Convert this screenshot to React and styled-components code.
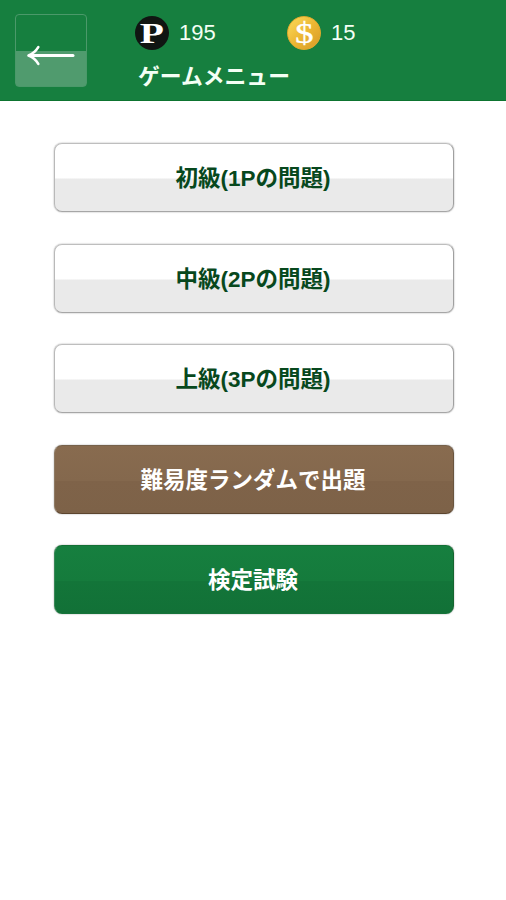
import React from 'react'
import styled, { createGlobalStyle, css } from 'styled-components'

const GlobalStyle = createGlobalStyle`
	* {
		box-sizing: border-box;
	}
	body {
		margin: 0;
		background: #fff;
		font-family: 'Liberation Sans', 'Noto Sans CJK JP', sans-serif;
	}
`

const View = styled.div`
	width: 100%;
	min-height: 100vh;
	background: #fff;
`

const Header = styled.header`
	height: 100.5px;
	padding: 14px 0 0 15px;
	display: flex;
	background: #167f3f;
	border-bottom: 1.5px solid #0d7430;
`

const BackButton = styled.button`
	width: 72px;
	height: 73px;
	padding: 0;
	display: flex;
	border: 1px solid #4b996a;
	border-radius: 4px;
	background: linear-gradient(#167f3f 36px, #509b6e 36px);
	cursor: pointer;
	svg {
		display: block;
	}
`

const HeaderInfo = styled.div`
	margin-left: 48px;
	color: #f4fff5;
`

const Counters = styled.div`
	height: 38px;
	display: flex;
	align-items: center;
`

const Counter = styled.div`
	width: 152px;
	display: flex;
	align-items: center;
	gap: 10px;
	font-size: 22px;
	line-height: 38px;
`

const Badge = styled.span`
	width: 34px;
	height: 34px;
	display: flex;
	justify-content: center;
	align-items: center;
	border-radius: 50%;
	color: #fff;
	font-family: 'Liberation Serif', serif;
	line-height: 34px;
	${({ $kind }) =>
		$kind === 'point'
			? css`
					background: #101512;
					font-size: 29px;
					font-weight: bold;
					span {
						transform: scaleX(1.36);
					}
			  `
			: css`
					background: linear-gradient(135deg, #f5cd4c 20%, #edb733 50%, #dda32b 85%);
					border: 1px solid #dfaa2c;
					font-size: 29px;
					-webkit-text-stroke: 0.3px #fff;
					span {
						transform: scaleX(1.28);
					}
			  `}
`

const Title = styled.h1`
	margin: 8px 0 0 3px;
	font-size: 21.8px;
	font-weight: bold;
	line-height: 34px;
`

const Menu = styled.main`
	padding: 42.5px 52px 0 54px;
	display: flex;
	flex-direction: column;
	gap: 31.6px;
`

const variants = {
	light: css`
		color: #07481d;
		border-color: #bebebe #a0a0a0 #a6a6a6 #b9b9b9;
		background: linear-gradient(#fff 34px, #eaeaea 35px);
	`,
	brown: css`
		color: #fff;
		border-color: #76614a #69543e #5c452e #8d7963;
		background: linear-gradient(#886b4f, #84684d 35px, #7f6349 35px, #7d6248);
	`,
	green: css`
		color: #fff;
		border-color: #137035 #14652f #16733a #398657;
		background: linear-gradient(#167f3f, #157b3c 35px, #137539 35px, #127137);
	`,
}

const MenuButton = styled.button`
	width: 100%;
	height: 69px;
	padding: 3px 2px 0 0;
	border: 1.5px solid;
	border-radius: 8px;
	font-family: inherit;
	font-size: 22.5px;
	font-weight: bold;
	line-height: 34px;
	cursor: pointer;
	box-shadow: 0 0 1.5px rgba(0, 0, 0, 0.45);
	${({ $variant }) => variants[$variant]}
`

const items = [
	{ label: '初級(1Pの問題)', variant: 'light' },
	{ label: '中級(2Pの問題)', variant: 'light' },
	{ label: '上級(3Pの問題)', variant: 'light' },
	{ label: '難易度ランダムで出題', variant: 'brown' },
	{ label: '検定試験', variant: 'green' },
]

export default function App() {
	return (
		<View>
			<GlobalStyle />
			<Header>
				<BackButton>
					<svg width="70" height="71" viewBox="0 0 70 71" fill="none" stroke="#fff">
						<path d="M57 40.5H14" strokeWidth="3" strokeLinecap="round" />
						<path
							d="M22.3 32.2C20 36 16.5 39 12.5 40.5C16.5 42 20 45 22.3 48.8"
							strokeWidth="2.6"
							strokeLinecap="round"
							strokeLinejoin="round"
						/>
					</svg>
				</BackButton>
				<HeaderInfo>
					<Counters>
						<Counter>
							<Badge $kind="point">
								<span>P</span>
							</Badge>
							195
						</Counter>
						<Counter>
							<Badge $kind="coin">
								<span>$</span>
							</Badge>
							15
						</Counter>
					</Counters>
					<Title>ゲームメニュー</Title>
				</HeaderInfo>
			</Header>
			<Menu>
				{items.map(({ label, variant }) => (
					<MenuButton key={label} $variant={variant}>
						{label}
					</MenuButton>
				))}
			</Menu>
		</View>
	)
}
◆ ◆ ◆ ◆
## What you will do
Set down all the data again exactly as above, pictures excluded.

## Answer to the task
Convert this screenshot to React and styled-components code.
import React from 'react'
import styled, { createGlobalStyle, css } from 'styled-components'

const GlobalStyle = createGlobalStyle`
	* {
		box-sizing: border-box;
	}
	body {
		margin: 0;
		background: #fff;
		font-family: 'Liberation Sans', 'Noto Sans CJK JP', sans-serif;
	}
`

const View = styled.div`
	width: 100%;
	min-height: 100vh;
	background: #fff;
`

const Header = styled.header`
	height: 100.5px;
	padding: 14px 0 0 15px;
	display: flex;
	background: #167f3f;
	border-bottom: 1.5px solid #0d7430;
`

const BackButton = styled.button`
	width: 72px;
	height: 73px;
	padding: 0;
	display: flex;
	border: 1px solid #4b996a;
	border-radius: 4px;
	background: linear-gradient(#167f3f 36px, #509b6e 36px);
	cursor: pointer;
	svg {
		display: block;
	}
`

const HeaderInfo = styled.div`
	margin-left: 48px;
	color: #f4fff5;
`

const Counters = styled.div`
	height: 38px;
	display: flex;
	align-items: center;
`

const Counter = styled.div`
	width: 152px;
	display: flex;
	align-items: center;
	gap: 10px;
	font-size: 22px;
	line-height: 38px;
`

const Badge = styled.span`
	width: 34px;
	height: 34px;
	display: flex;
	justify-content: center;
	align-items: center;
	border-radius: 50%;
	color: #fff;
	font-family: 'Liberation Serif', serif;
	line-height: 34px;
	${({ $kind }) =>
		$kind === 'point'
			? css`
					background: #101512;
					font-size: 29px;
					font-weight: bold;
					span {
						transform: scaleX(1.36);
					}
			  `
			: css`
					background: linear-gradient(135deg, #f5cd4c 20%, #edb733 50%, #dda32b 85%);
					border: 1px solid #dfaa2c;
					font-size: 29px;
					-webkit-text-stroke: 0.3px #fff;
					span {
						transform: scaleX(1.28);
					}
			  `}
`

const Title = styled.h1`
	margin: 8px 0 0 3px;
	font-size: 21.8px;
	font-weight: bold;
	line-height: 34px;
`

const Menu = styled.main`
	padding: 42.5px 52px 0 54px;
	display: flex;
	flex-direction: column;
	gap: 31.6px;
`

const variants = {
	light: css`
		color: #07481d;
		border-color: #bebebe #a0a0a0 #a6a6a6 #b9b9b9;
		background: linear-gradient(#fff 34px, #eaeaea 35px);
	`,
	brown: css`
		color: #fff;
		border-color: #76614a #69543e #5c452e #8d7963;
		background: linear-gradient(#886b4f, #84684d 35px, #7f6349 35px, #7d6248);
	`,
	green: css`
		color: #fff;
		border-color: #137035 #14652f #16733a #398657;
		background: linear-gradient(#167f3f, #157b3c 35px, #137539 35px, #127137);
	`,
}

const MenuButton = styled.button`
	width: 100%;
	height: 69px;
	padding: 3px 2px 0 0;
	border: 1.5px solid;
	border-radius: 8px;
	font-family: inherit;
	font-size: 22.5px;
	font-weight: bold;
	line-height: 34px;
	cursor: pointer;
	box-shadow: 0 0 1.5px rgba(0, 0, 0, 0.45);
	${({ $variant }) => variants[$variant]}
`

const items = [
	{ label: '初級(1Pの問題)', variant: 'light' },
	{ label: '中級(2Pの問題)', variant: 'light' },
	{ label: '上級(3Pの問題)', variant: 'light' },
	{ label: '難易度ランダムで出題', variant: 'brown' },
	{ label: '検定試験', variant: 'green' },
]

export default function App() {
	return (
		<View>
			<GlobalStyle />
			<Header>
				<BackButton>
					<svg width="70" height="71" viewBox="0 0 70 71" fill="none" stroke="#fff">
						<path d="M57 40.5H14" strokeWidth="3" strokeLinecap="round" />
						<path
							d="M22.3 32.2C20 36 16.5 39 12.5 40.5C16.5 42 20 45 22.3 48.8"
							strokeWidth="2.6"
							strokeLinecap="round"
							strokeLinejoin="round"
						/>
					</svg>
				</BackButton>
				<HeaderInfo>
					<Counters>
						<Counter>
							<Badge $kind="point">
								<span>P</span>
							</Badge>
							195
						</Counter>
						<Counter>
							<Badge $kind="coin">
								<span>$</span>
							</Badge>
							15
						</Counter>
					</Counters>
					<Title>ゲームメニュー</Title>
				</HeaderInfo>
			</Header>
			<Menu>
				{items.map(({ label, variant }) => (
					<MenuButton key={label} $variant={variant}>
						{label}
					</MenuButton>
				))}
			</Menu>
		</View>
	)
}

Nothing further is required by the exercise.